The Felds say their existing animals — lions, tigers, camels, donkeys,
alpacas, kangaroos and llamas — will go to suitable homes. Juliette Feld
says the company will continue operating the Center for Elephant
Conservation.


Some 500 people perform and work on both touring shows. A handful will
be placed in positions with the company’s other, profitable shows — it
owns Monster Jam, Disney on Ice and Marvel Live, among other things —
but most will be out of a job. Juliette Feld said the company will help
employees with job placement and resumes. In some cases where a circus
employee lives on the tour rail car (the circus travels by train), the
company will also help with housing relocation.
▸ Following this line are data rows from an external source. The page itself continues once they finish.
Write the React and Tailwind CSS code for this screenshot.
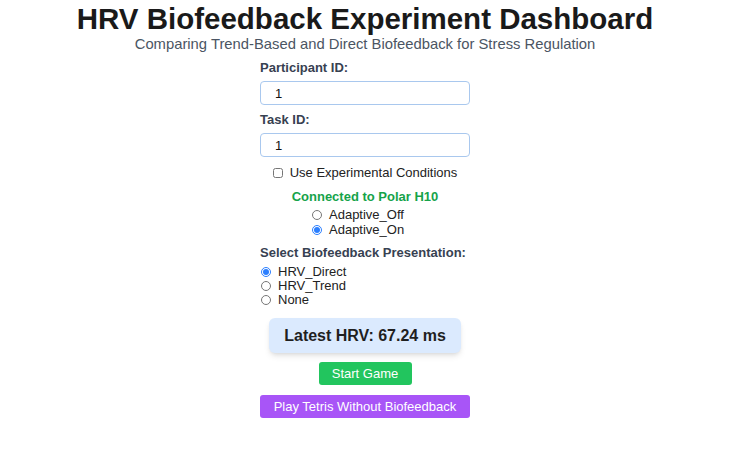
import React from 'react'

const font = { fontFamily: '"Liberation Sans", Arial, sans-serif' }

function Radio({ label, checked, name }) {
  return (
    <label className="flex h-[14px] items-center gap-[7px] text-[13px] leading-[14px] text-[#222]">
      <input
        type="radio"
        name={name}
        defaultChecked={checked}
        className="m-0 h-[10px] w-[10px] accent-blue-500"
      />
      <span>{label}</span>
    </label>
  )
}

export default function App() {
  return (
    <div className="min-h-[450px] w-[730px] bg-white pt-[2px] text-center" style={font}>
      <h1 className="text-[29.5px] font-bold leading-[34px] text-[#1a1a1a]">
        HRV Biofeedback Experiment Dashboard
      </h1>
      <p className="text-[14.8px] leading-[16px] text-[#4b5563]">
        Comparing Trend-Based and Direct Biofeedback for Stress Regulation
      </p>

      <div className="mx-auto w-[210px] text-left">
        <div className="mt-[8px] text-[13px] font-bold leading-[16px] text-[#374151]">Participant ID:</div>
        <input
          defaultValue="1"
          className="mt-[5px] box-border h-[24px] w-full rounded-[4px] border border-[#a9c8ee] px-[14px] text-[13px] text-[#111] outline-none"
        />
        <div className="mt-[7px] text-[13px] font-bold leading-[16px] text-[#374151]">Task ID:</div>
        <input
          defaultValue="1"
          className="mt-[5px] box-border h-[24px] w-full rounded-[4px] border border-[#a9c8ee] px-[14px] text-[13px] text-[#111] outline-none"
        />

        <label className="mt-[8px] flex h-[16px] items-center justify-center gap-[7px] text-[13px] leading-[16px] text-[#222]">
          <input type="checkbox" className="m-0 h-[10px] w-[10px]" />
          <span>Use Experimental Conditions</span>
        </label>

        <div className="mt-[8px] text-center text-[13px] font-bold leading-[16px] text-[#16a34a]">
          Connected to Polar H10
        </div>

        <div className="mt-[2px] ml-[52px] flex flex-col">
          <div className="h-[15px] flex items-center"><Radio name="adaptive" label="Adaptive_Off" /></div>
          <div className="h-[15px] flex items-center"><Radio name="adaptive" label="Adaptive_On" checked /></div>
        </div>

        <div className="mt-[8px] text-[13px] font-bold leading-[16px] text-[#374151]">
          Select Biofeedback Presentation:
        </div>
        <div className="mt-[4px] flex flex-col ml-[1px]">
          <Radio name="bf" label="HRV_Direct" checked />
          <Radio name="bf" label="HRV_Trend" />
          <Radio name="bf" label="None" />
        </div>

        <div className="mx-[9px] mt-[11px] flex h-[35px] items-center justify-center rounded-[6px] bg-[#dbeafe] text-[16px] font-bold text-[#1f1f1f] shadow-md">
          Latest HRV: 67.24 ms
        </div>

        <div className="mt-[9px] flex justify-center">
          <button className="h-[23px] w-[93px] rounded-[3px] bg-[#22c55e] text-[13px] text-white">
            Start Game
          </button>
        </div>

        <button className="mt-[10px] h-[23px] w-full rounded-[3px] bg-[#a855f7] text-[13px] text-white">
          Play Tetris Without Biofeedback
        </button>
      </div>
    </div>
  )
}
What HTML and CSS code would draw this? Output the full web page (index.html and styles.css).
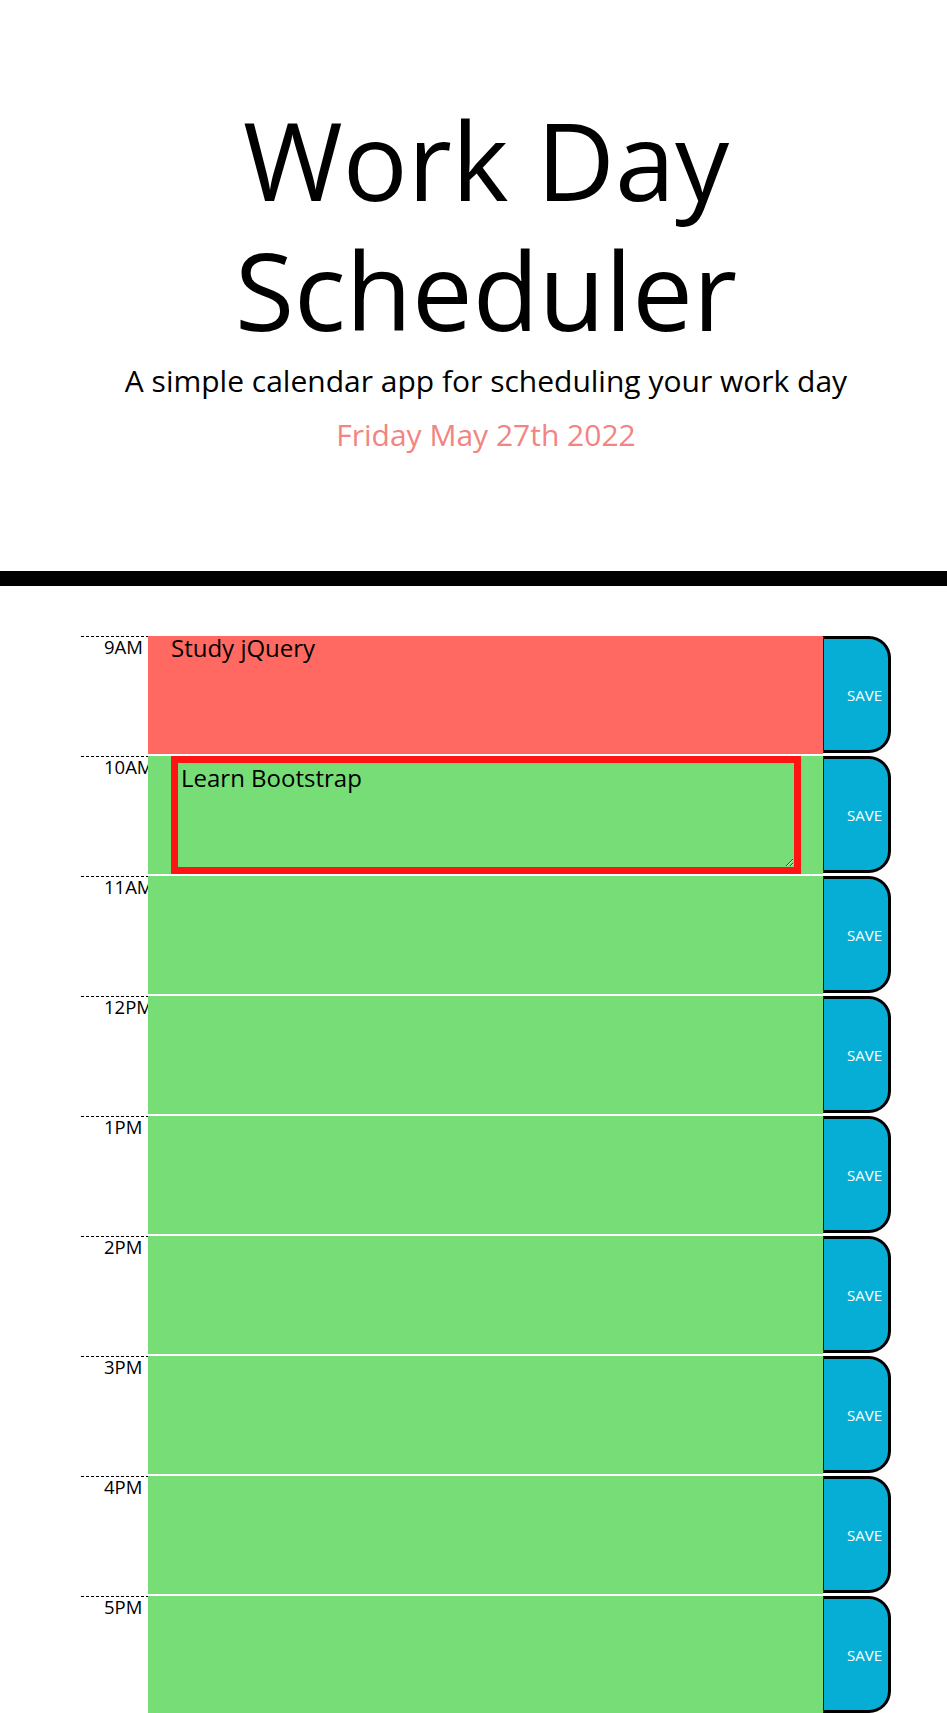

Kenneth Feld became visibly emotional while discussing the decision with
a reporter. He said over the next four months, fans will be able to say
goodbye at the remaining shows.

In recent years, Ringling Bros. tried to remain relevant, hiring its
first African American ringmaster, then its first female ringmaster, and
also launching an interactive app. It added elements from its other,
popular shows, such as motorbike daredevils and ice skaters. But it
seemingly was no match for Pokemon Go and a generation of kids who
desire familiar brands and YouTube celebrities.

“We tried all these different things to see what would work, and
supported it with a lot of funding as well, and we weren’t successful in
finding the solution,” said Kenneth Feld.